**DATASET ENTRIES**
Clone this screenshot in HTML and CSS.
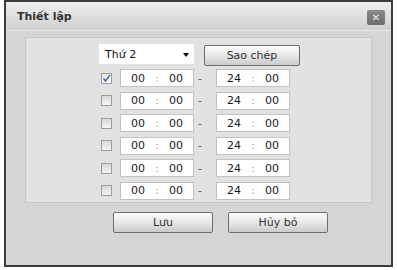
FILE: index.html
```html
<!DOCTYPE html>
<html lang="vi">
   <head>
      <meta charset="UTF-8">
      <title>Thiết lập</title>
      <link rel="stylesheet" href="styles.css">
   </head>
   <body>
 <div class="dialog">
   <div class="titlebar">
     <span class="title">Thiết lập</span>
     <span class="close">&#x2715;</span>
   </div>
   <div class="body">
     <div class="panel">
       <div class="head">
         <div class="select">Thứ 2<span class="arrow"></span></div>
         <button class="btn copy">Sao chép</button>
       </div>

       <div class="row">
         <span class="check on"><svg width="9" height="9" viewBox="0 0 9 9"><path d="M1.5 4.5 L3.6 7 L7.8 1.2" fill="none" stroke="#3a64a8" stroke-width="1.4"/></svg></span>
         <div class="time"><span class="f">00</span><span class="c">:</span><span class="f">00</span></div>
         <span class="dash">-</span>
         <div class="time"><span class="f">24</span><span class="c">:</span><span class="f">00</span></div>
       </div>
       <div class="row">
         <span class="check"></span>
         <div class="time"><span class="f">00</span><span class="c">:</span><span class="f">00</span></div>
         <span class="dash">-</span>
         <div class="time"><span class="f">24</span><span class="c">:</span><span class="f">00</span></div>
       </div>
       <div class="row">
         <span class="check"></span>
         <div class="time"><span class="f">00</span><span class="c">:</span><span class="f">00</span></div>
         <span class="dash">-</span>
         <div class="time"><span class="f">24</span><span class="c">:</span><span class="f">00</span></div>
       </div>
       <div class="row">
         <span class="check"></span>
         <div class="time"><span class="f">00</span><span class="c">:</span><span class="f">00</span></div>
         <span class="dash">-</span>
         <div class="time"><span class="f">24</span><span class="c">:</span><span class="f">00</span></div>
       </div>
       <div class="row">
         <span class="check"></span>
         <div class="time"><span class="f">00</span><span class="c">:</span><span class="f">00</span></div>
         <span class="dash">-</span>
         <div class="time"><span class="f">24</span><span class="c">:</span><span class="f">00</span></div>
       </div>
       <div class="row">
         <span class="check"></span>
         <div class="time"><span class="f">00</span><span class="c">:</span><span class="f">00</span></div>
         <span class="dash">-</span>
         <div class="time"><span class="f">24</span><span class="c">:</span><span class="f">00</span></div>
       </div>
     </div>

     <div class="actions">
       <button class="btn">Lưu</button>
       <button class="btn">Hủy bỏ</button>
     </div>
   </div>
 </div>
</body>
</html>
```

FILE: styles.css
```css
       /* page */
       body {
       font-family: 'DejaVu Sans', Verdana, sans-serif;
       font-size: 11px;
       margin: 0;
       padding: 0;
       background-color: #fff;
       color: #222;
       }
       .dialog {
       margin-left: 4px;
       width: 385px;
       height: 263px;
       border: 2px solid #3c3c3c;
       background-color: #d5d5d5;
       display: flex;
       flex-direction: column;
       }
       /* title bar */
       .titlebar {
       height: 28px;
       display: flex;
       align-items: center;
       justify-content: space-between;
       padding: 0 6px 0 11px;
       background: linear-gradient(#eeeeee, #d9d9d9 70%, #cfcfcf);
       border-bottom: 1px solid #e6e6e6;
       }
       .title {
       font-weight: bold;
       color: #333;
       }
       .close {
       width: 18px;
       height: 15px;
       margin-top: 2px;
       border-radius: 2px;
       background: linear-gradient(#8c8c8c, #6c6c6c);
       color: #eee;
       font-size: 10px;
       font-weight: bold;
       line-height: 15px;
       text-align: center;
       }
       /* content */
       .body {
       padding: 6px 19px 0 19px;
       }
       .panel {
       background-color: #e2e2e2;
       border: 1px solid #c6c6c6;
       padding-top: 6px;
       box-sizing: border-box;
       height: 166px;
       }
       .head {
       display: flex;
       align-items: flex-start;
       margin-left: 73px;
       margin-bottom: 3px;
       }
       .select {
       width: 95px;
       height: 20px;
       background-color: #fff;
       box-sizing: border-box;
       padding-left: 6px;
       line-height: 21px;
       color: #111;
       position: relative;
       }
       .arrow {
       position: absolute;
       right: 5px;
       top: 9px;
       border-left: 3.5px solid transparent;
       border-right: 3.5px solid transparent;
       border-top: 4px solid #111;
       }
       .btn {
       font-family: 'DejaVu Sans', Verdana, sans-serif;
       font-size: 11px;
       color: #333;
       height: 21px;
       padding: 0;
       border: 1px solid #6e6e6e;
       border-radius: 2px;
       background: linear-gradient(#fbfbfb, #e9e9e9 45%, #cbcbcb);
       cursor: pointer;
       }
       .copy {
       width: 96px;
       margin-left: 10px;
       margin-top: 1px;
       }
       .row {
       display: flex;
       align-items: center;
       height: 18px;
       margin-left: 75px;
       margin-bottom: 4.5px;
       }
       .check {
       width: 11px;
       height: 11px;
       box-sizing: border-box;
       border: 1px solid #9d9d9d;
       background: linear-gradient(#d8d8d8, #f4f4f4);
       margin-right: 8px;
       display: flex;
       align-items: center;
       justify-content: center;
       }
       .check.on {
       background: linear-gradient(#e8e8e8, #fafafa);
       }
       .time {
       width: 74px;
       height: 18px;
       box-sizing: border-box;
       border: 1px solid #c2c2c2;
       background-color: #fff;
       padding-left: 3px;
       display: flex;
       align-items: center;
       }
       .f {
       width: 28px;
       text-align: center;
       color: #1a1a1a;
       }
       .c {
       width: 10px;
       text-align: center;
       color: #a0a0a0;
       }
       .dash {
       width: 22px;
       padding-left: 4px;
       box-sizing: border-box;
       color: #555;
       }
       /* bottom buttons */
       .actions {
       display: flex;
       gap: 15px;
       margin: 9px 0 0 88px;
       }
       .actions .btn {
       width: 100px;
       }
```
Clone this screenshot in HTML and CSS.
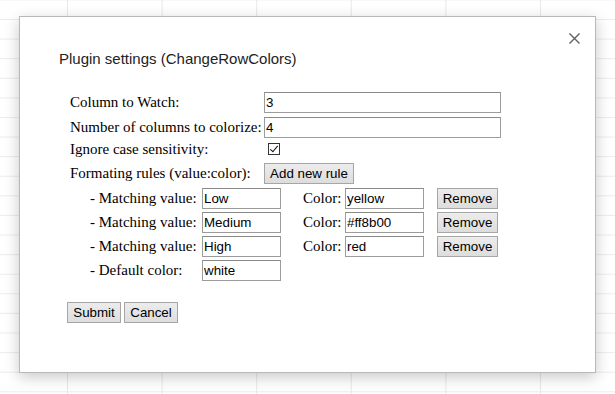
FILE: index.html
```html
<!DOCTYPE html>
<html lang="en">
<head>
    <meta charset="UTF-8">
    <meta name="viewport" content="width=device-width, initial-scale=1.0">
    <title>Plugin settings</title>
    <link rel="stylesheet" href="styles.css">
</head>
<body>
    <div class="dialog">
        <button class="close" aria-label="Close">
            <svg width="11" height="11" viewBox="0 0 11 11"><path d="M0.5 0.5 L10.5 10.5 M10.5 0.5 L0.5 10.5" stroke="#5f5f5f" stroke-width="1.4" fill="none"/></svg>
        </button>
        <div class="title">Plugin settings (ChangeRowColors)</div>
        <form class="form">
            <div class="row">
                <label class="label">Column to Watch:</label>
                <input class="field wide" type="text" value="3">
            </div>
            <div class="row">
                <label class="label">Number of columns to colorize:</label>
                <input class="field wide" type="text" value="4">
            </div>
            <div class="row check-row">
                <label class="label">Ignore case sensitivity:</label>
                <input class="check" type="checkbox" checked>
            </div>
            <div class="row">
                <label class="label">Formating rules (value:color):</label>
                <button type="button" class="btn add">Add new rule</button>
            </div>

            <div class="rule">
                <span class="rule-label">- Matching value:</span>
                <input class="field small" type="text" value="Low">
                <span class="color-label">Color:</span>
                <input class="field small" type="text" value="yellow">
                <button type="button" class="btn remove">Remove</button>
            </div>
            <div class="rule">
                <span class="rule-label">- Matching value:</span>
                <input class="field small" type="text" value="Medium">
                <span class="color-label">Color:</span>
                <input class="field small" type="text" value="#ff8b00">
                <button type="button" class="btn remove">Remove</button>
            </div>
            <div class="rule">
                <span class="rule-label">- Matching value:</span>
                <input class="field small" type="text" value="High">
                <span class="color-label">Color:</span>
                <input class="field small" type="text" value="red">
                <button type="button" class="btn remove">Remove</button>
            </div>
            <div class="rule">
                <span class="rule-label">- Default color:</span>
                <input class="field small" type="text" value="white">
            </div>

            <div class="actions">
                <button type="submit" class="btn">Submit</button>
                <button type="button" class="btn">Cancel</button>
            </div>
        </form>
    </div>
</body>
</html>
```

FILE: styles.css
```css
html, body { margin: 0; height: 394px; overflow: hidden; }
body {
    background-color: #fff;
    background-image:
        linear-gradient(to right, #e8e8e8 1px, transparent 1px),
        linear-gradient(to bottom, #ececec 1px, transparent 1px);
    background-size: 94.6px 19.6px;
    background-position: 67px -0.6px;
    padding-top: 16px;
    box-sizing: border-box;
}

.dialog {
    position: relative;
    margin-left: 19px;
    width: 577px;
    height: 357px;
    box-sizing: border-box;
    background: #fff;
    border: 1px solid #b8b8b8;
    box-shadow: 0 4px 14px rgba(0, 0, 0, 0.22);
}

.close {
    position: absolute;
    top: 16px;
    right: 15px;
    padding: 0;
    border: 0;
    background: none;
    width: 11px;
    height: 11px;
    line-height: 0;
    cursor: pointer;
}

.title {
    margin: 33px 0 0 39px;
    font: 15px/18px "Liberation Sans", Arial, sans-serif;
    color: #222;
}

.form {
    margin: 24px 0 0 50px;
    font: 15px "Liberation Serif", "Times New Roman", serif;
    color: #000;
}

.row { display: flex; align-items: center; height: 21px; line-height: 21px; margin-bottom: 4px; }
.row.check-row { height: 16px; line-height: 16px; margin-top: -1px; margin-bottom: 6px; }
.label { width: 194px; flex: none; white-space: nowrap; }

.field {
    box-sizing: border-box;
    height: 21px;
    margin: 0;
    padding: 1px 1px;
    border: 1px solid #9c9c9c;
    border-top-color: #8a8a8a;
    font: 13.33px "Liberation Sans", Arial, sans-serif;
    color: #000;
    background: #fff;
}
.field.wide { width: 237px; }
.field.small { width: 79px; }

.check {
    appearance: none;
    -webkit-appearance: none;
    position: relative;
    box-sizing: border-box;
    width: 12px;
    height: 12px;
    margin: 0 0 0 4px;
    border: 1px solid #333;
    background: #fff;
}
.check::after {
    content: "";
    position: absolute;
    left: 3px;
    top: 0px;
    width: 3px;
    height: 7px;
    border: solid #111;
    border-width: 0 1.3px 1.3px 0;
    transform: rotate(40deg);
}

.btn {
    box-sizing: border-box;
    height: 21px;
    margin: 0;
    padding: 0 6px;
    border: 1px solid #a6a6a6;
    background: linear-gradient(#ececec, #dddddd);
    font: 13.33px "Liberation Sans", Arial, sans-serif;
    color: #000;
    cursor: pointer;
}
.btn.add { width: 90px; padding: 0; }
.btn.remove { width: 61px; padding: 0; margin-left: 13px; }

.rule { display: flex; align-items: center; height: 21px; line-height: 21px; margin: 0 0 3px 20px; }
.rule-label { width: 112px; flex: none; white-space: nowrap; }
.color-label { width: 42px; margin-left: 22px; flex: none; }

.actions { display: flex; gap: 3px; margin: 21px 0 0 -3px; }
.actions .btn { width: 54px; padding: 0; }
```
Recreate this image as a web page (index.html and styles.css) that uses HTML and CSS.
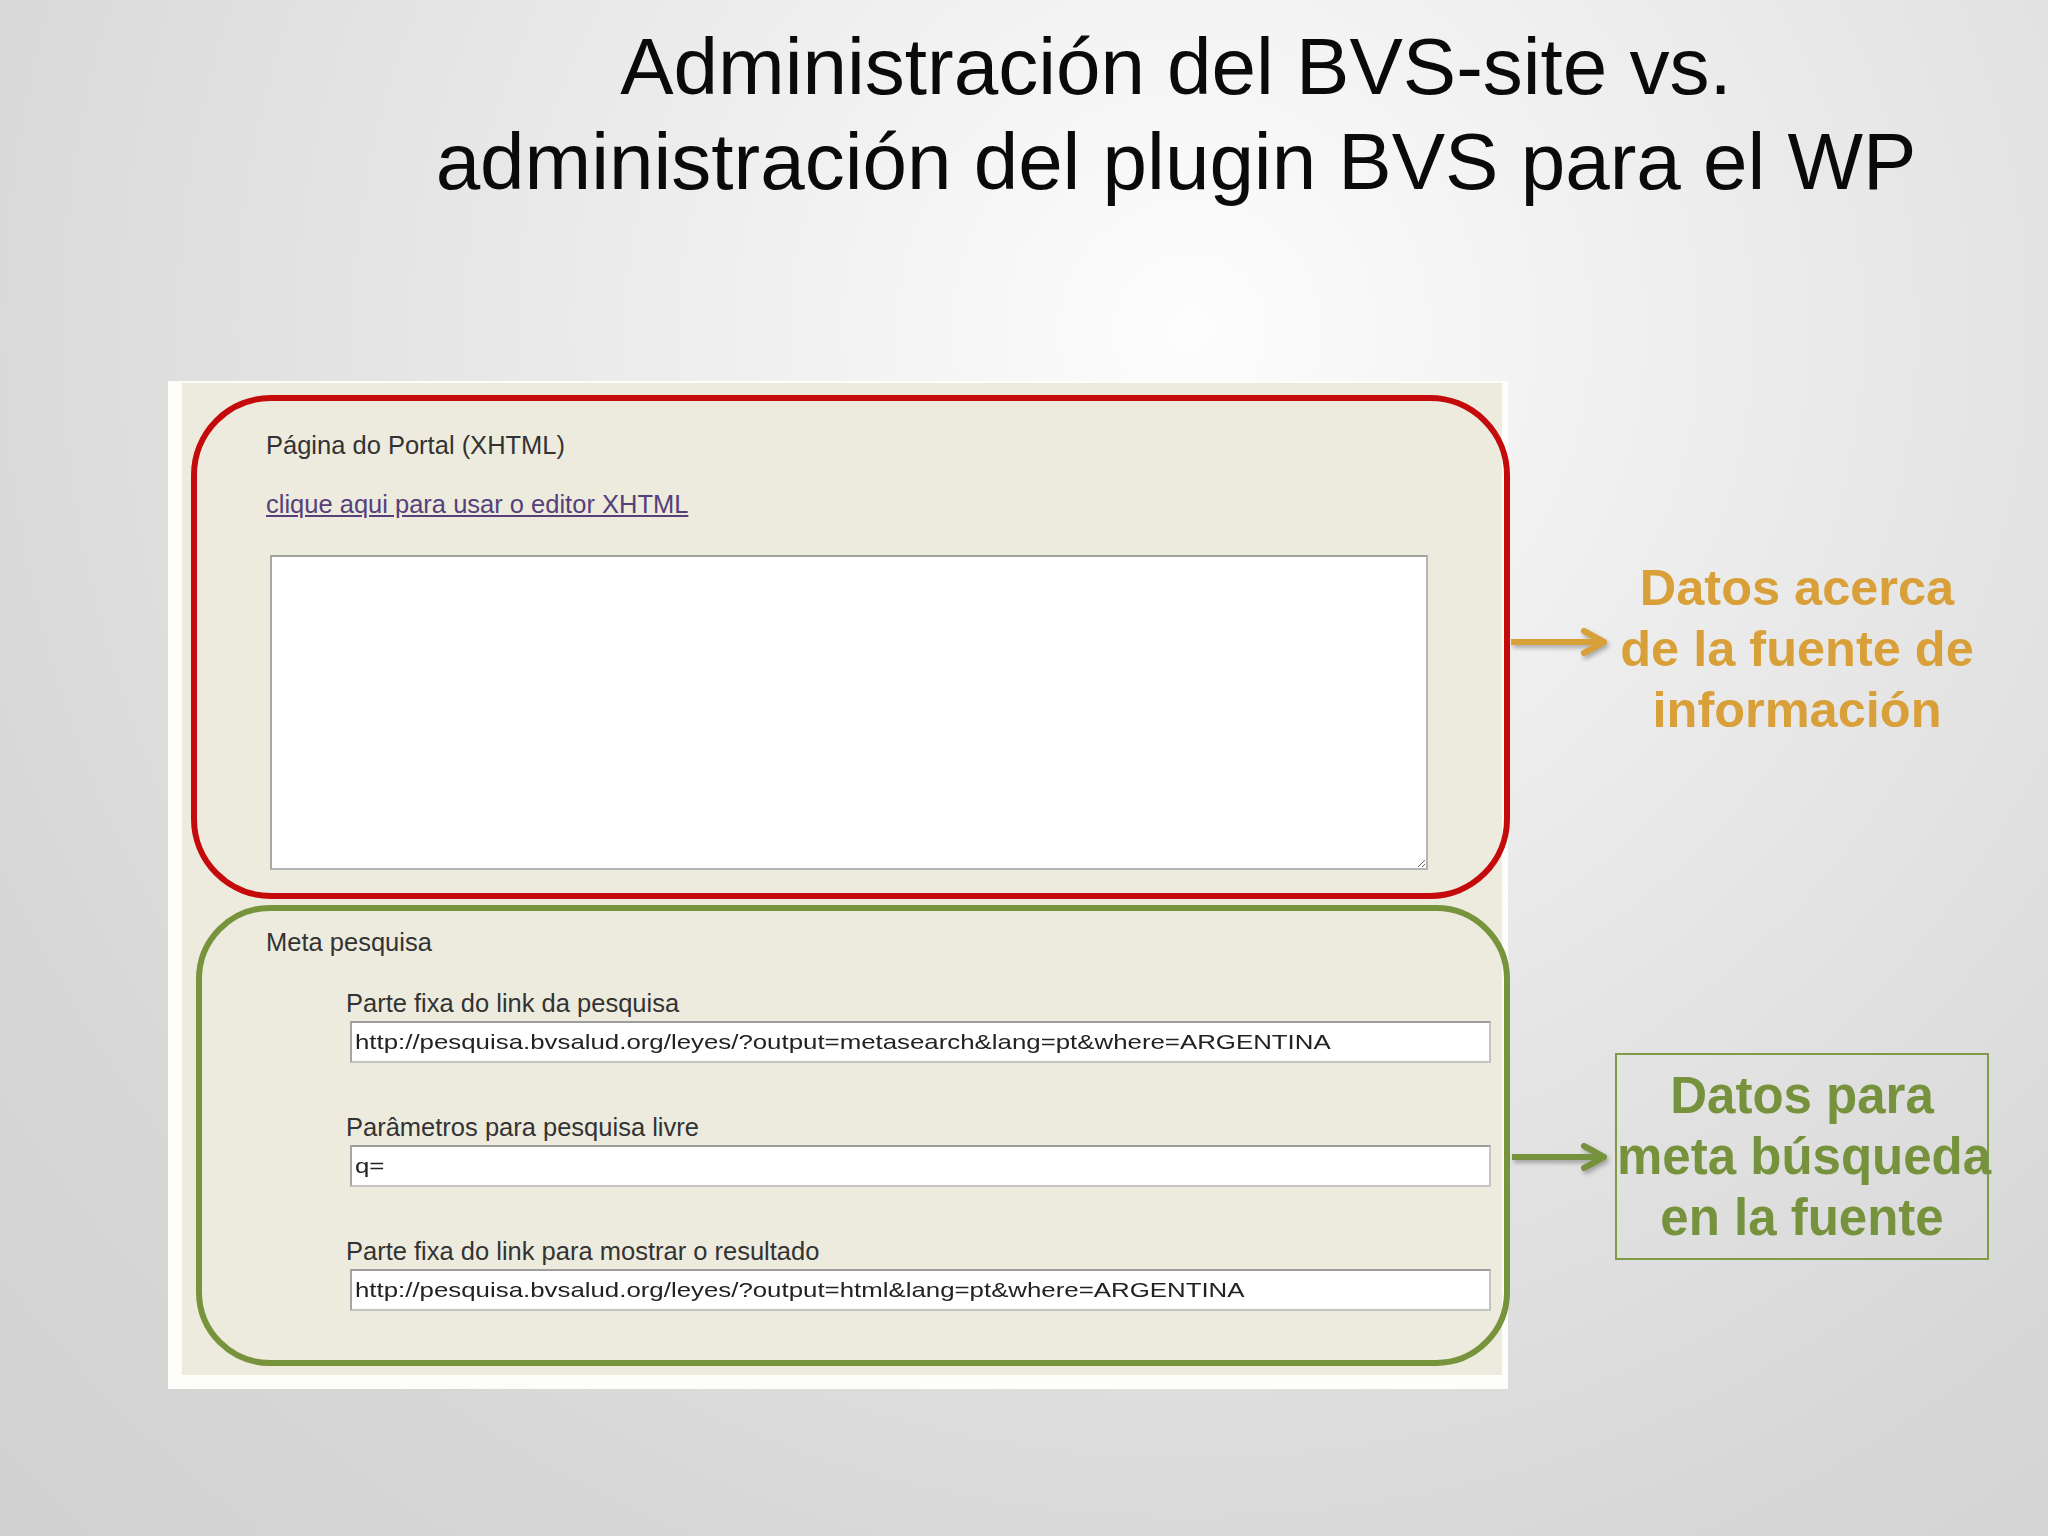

**TASK DESCRIPTION**
In the records above, find each line with the word "image" and copy it.

**CORRECT RESULT**
    background-image:
Recreate this image as a web page (index.html and styles.css) that uses HTML and CSS.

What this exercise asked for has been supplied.